Between 1980 and 1983 legends like Tug McGraw, Steve Carlton, Mike Schmidt, and Pete Rose led the Philadelphia Phillies to win two pennants and a World Series. They might have won another world championship in the 1981 season but they were unable to regain their winning ways after the sixty-day players' strike.

There was a time I enjoyed going to a baseball game. When we lived in Centerville, near Dayton, I took the boys to see the Big Red Machine. But times were changing. The days of peanuts and cracker jacks had disappeared and even the price of a hot dog and beer cost more than tickets in the bleachers. After baseball banned Pete Rose and then went on strike for an entire season, I lost interest in attending the games.

After moving to Arizona, I never became a Diamondbacks fan. I discovered that once you stop following a sport long enough that you don't know the players, the thrill of watching the games is over.

 
Skiing

Skiing
“When snowboarding began taking over the ski slopes, I quit skiing”
Barbara was from Vermont and an avid skier. She took me how to Ski Mountain in Pine Hill, NJ where I took lessons and learned how to ski. We joined the South Jersey Ski Club and enjoyed a few years of skiing in Vermont, New York, New Hampshire and even New Jersey. One of our favorite places to ski was Killington in Vermont.

I suffer from acrophobia but skiing never bothered me as long as I looked straight ahead on the ski lifts. The perspective when going uphill made it appear I was closer to the ground than I was. However, one trip to New Hampshire, the top of the mountain provided a view of four states. I was busy snapping pictures and didn't realize how quickly the trails dropped off. When I finished taking pictures, my acrophobia kicked in and I couldn't control my legs.
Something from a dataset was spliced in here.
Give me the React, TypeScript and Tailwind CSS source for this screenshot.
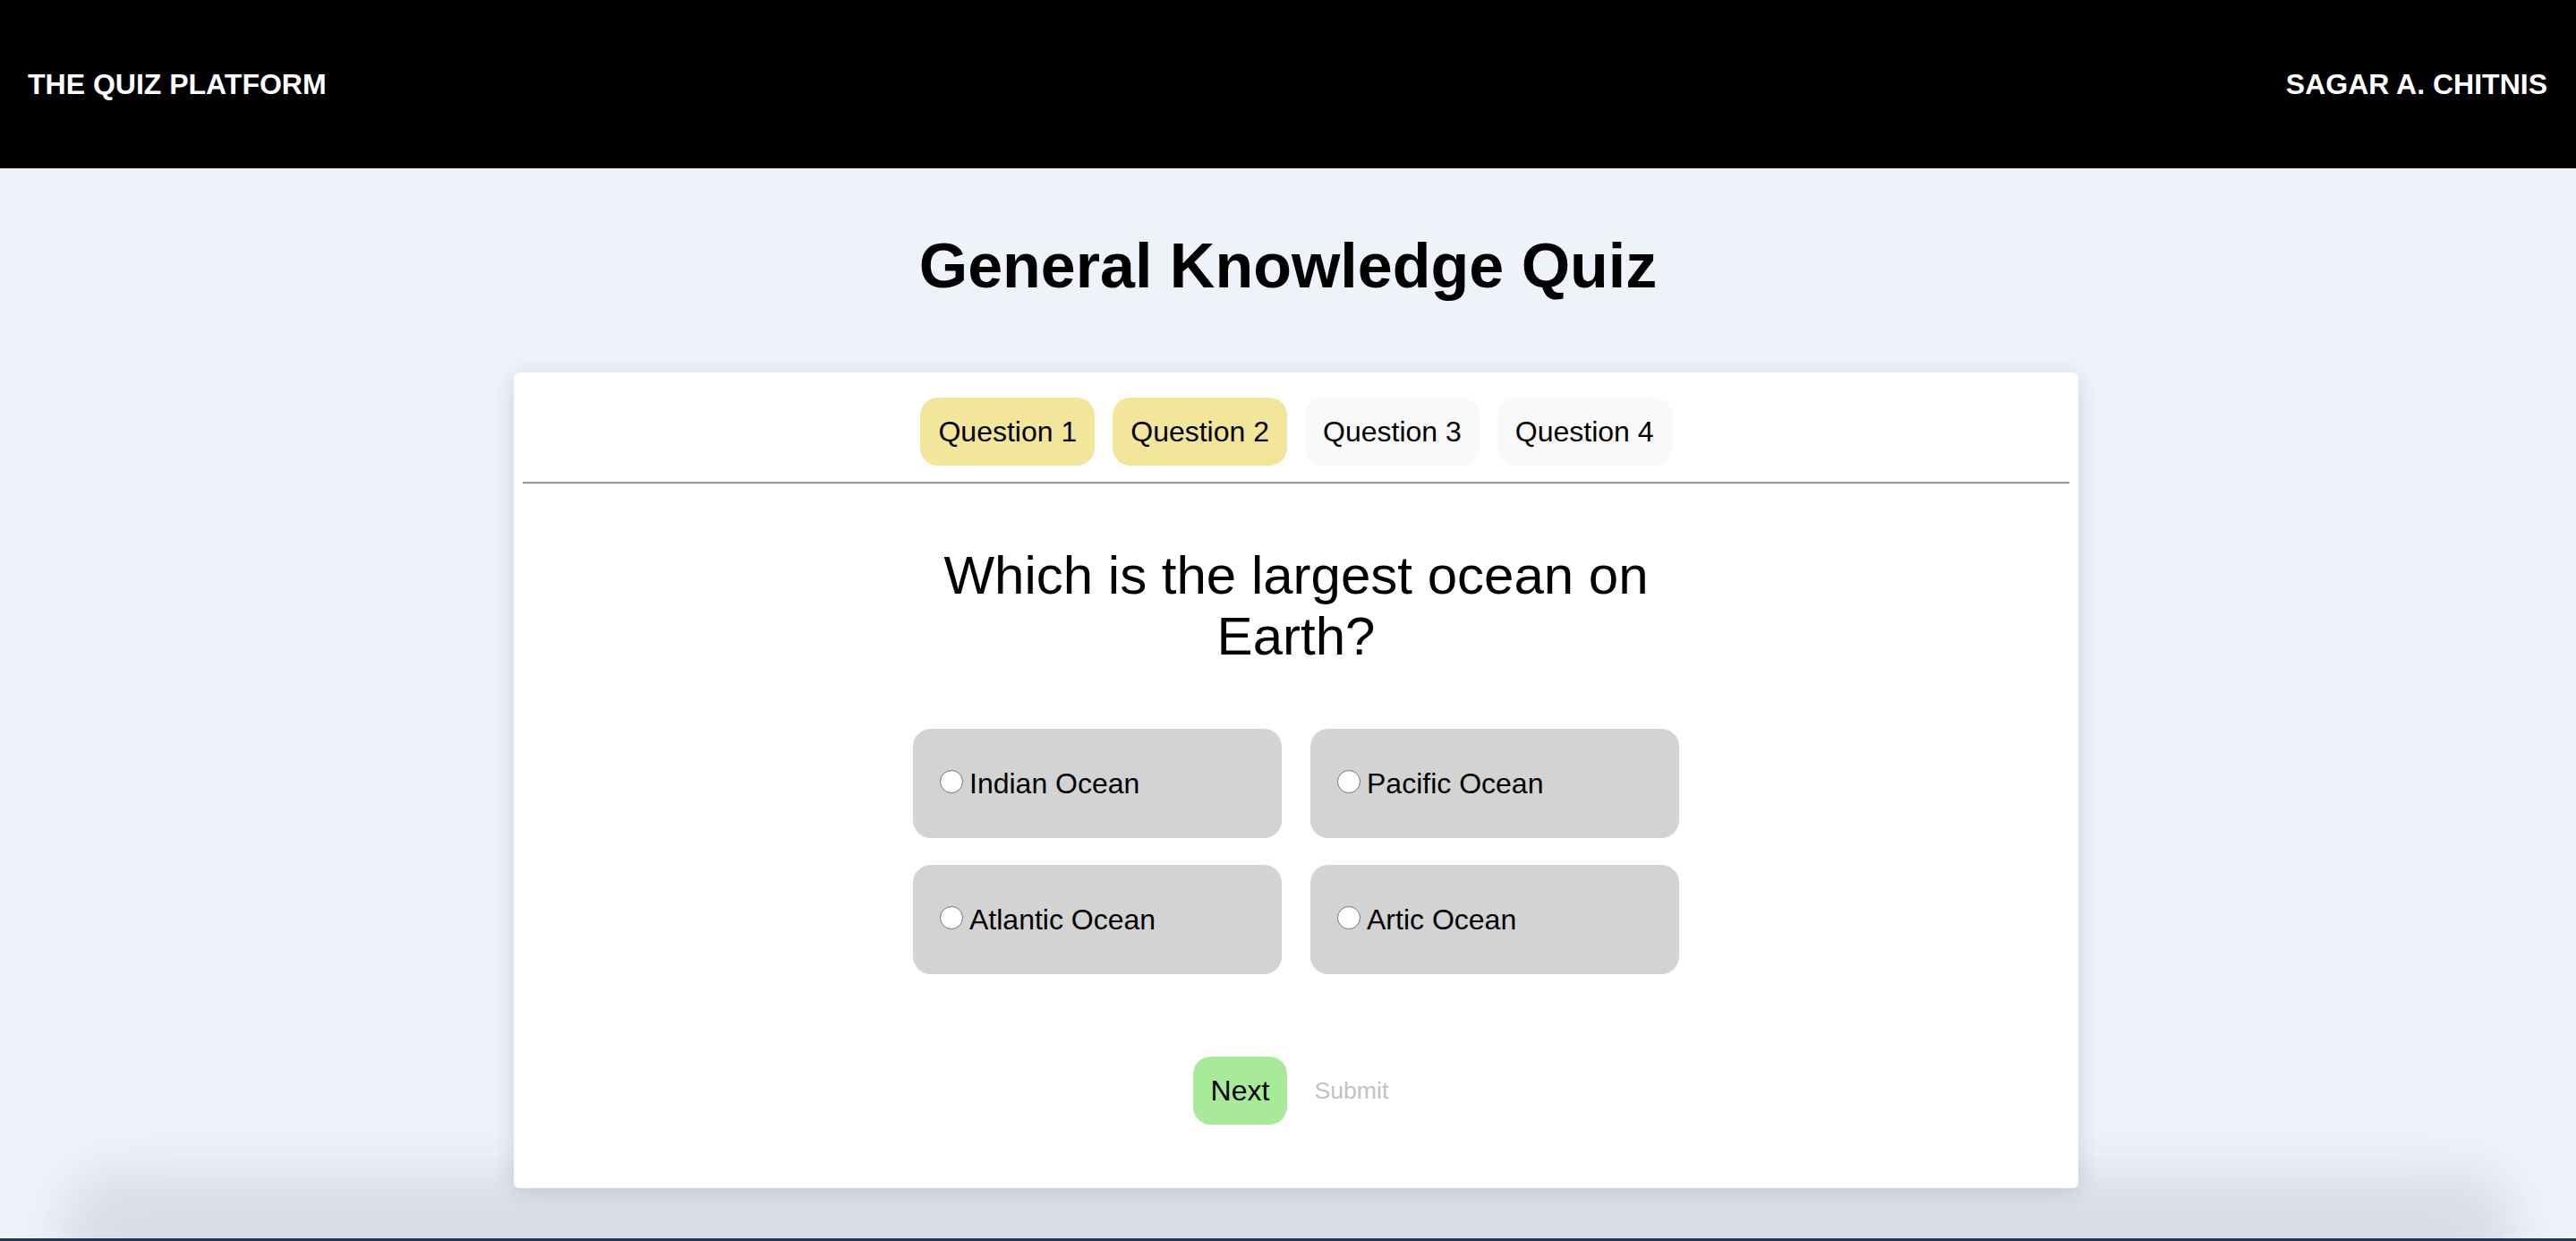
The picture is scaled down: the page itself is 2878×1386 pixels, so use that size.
import React from "react";

const tabs = [
  { label: "Question 1", active: true },
  { label: "Question 2", active: true },
  { label: "Question 3", active: false },
  { label: "Question 4", active: false },
];

const options = ["Indian Ocean", "Pacific Ocean", "Atlantic Ocean", "Artic Ocean"];

export default function App() {
  return (
    <div
      className="w-full h-[1386px] overflow-hidden flex flex-col bg-[#eef3fa] text-black"
      style={{ fontFamily: '"Liberation Sans", Arial, Helvetica, sans-serif' }}
    >
      <header className="h-[188px] shrink-0 bg-black flex items-center justify-between pl-[31px] pr-[32px] text-white font-bold text-[32px] leading-[37px]">
        <span>THE QUIZ PLATFORM</span>
        <span>SAGAR A. CHITNIS</span>
      </header>

      <main className="relative flex-1 flex flex-col">
        <h1 className="mt-[68px] text-center font-bold text-[70px] leading-[82px]">
          General Knowledge Quiz
        </h1>

        <section className="relative z-10 mt-[78px] ml-[574px] w-[1748px] bg-white rounded-[6px] p-[10px] shadow-[0_4px_22px_rgba(40,50,70,0.16)]">
          <div className="mt-[18px] flex justify-center gap-[20px]">
            {tabs.map((t) => (
              <button
                key={t.label}
                className={`h-[76px] px-[20px] rounded-[20px] text-[32px] leading-[36px] text-black ${
                  t.active ? "bg-[#f2e69b]" : "bg-[#f9f9f9]"
                }`}
              >
                {t.label}
              </button>
            ))}
          </div>

          <div className="mt-[18px] h-[2px] bg-[#999999]" />
          <div className="h-[1px] bg-[#e6e6e6]" />

          <div className="mt-[68px] mx-auto w-[858px] text-center text-[60px] leading-[68px]">
            Which is the largest ocean on Earth?
          </div>

          <div className="mt-[69px] mx-auto w-[856px] grid grid-cols-2 gap-x-[32px] gap-y-[30px]">
            {options.map((o) => (
              <label
                key={o}
                className="h-[122px] rounded-[20px] bg-[#d3d3d3] flex items-center pl-[30px] text-[32px] leading-[37px]"
              >
                <input
                  type="radio"
                  name="answer"
                  className="appearance-none w-[26px] h-[26px] rounded-full border-[1.5px] border-[#777777] bg-white mr-[7px] -mt-[4px] shrink-0"
                />
                <span>{o}</span>
              </label>
            ))}
          </div>

          <div className="mt-[92px] mb-[61px] flex justify-center items-center">
            <button className="h-[76px] px-[20px] rounded-[20px] bg-[#a7eb9a] text-[32px] leading-[36px] text-black">
              Next
            </button>
            <button
              disabled
              className="ml-[18px] px-[12px] text-[26.67px] leading-[31px] text-[#c2c2c2]"
            >
              Submit
            </button>
          </div>
        </section>

        <div className="pointer-events-none absolute left-[70px] right-[70px] bottom-[-75px] h-[150px] rounded-[60px] bg-[#d6dbe4] blur-[28px] opacity-90" />
      </main>

      <div className="relative z-20 h-[3px] shrink-0 bg-[#1b3a5e]" />
    </div>
  );
}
I helplessly looked around and found a trail marked "scenic route." It had a gradual slope and no one was taking this trail so I thought I could "snow plow" my way down the trail. Unfortunately, as I rounded the first bend on the trail, it narrowed. There was mountain on one side and a split-rail fence on the other side to keep one from falling over a cliff. I eventually made it to the main trail and, so I waited to regain my composure, the group I was with met me on the way down of their second run. I assured them I was okay. I took the lift back up the mountain but this time I got off the lift and just skied down.

Whiteface Mountain at Lake Placid, NY is another place that offered up a couple brave albeit unflattering stories. Of course, there is the story of the Whiteface trip that I invited Bob and Joe to join me and the ski club. It was a perfect weekend and we had a lot of fun skiing and being together. But my poor sons dragging all their belongings was pitiful. Their mother could be evil when she didn't get her way.

But the top story is the trip we spent the first two days getting off the lift at the half-way point. On the third day we decided to go to the top of the mountain. I hung my ski poles on the chair's safety bar and put my hands in my jacket pockets to keep them warm. As we approached the half-way point the lift attendant seemed to be doing some kind of a dance and waving her arms.

Too late, I relied my ski poles were hanging down below the chair. In my panic I couldn't get them free from the bar, Then, as the chair passed over the half-way point, my poles were bent in half. Here I am on the way to the top of the mountain with bent ski poles. As I suspected, when I tried to straighten them out the broke. I didn't want to leave the broken halves on the mountain so I skied down holding the four half-poles in my hand. Ski pole are more for balance than anything else so I was like a pro skiing down that mountain.

Barbara had skied since she was ten-year-old but once she forgot to get off of the lift. We were chatting. At the top, I got off. Barbara stayed on. When that happens your feet trip a safety wire that shuts down the lift. I don't remember the details but a ladder was involved. When we boarded the lift, I accidently knocked my hat off and the group behind me picked it up. When the lift started, they got off, handed me my hat and looked at us as if to say "We're getting down this mountain before you two yoyos."

One of the most fun trips was to the Playboy Club in New Jersey. It was a public ski resort run by the Playboy club. The "bunnies" were charming, polite, attentive and pretty. Their outfits were actually quite adorable with the French cuffs and bunny tail.

Barbara and I opened the first night being the first and most impressive couple on the dance floor. On the second night, as the band began to play for the evening's entertainment, they announced, "Okay, where are our dancers Barbara and Charlie?" We obliged. That morning at breakfast several people approached our table to tell us how much they enjoyed our dancing.

 
Tennis

Tennis
“Too clumsy for basketball, I took up tennis”
I found tennis in high school and played the game for another 40 years. I wanted to play football in highschool because i was a fast runner and I could catch a football. But they said I was too "skinny." Baseball was anothrr favorite but because of an eyesight problem with depth perception I could not catch a baseball and I was a lousy hitter. I could pitch a blazing and accurate sidearm ball but the best players got to choose their position and being thee pitcher was among them.

I was tall in highschool, 6 foot 1 inch and they forced me to play bassketball. I could make a basket from the "three-point-line" but there were no three-point shots in those days. The problem I had with basket ball was "p;aying the game." Everytime I ran into someone I fouled them but every time someone ran into me, I found THEM!. And, I couldn't dribble always moving begore I bounced the ball. So basketball was not fun.

Then I found tennis. My classmates referred to tennis as a "sissy sport." It was anything but that and I played tennis well into my 50s. When I played tennis there were no two-handed backhand shots and it wasn't necessary to make a loud grunt each time you hit the ball. My sons and I played tennis and when JCPenney transferred me to Dayton, Ohio I got to play a few times again with my brother.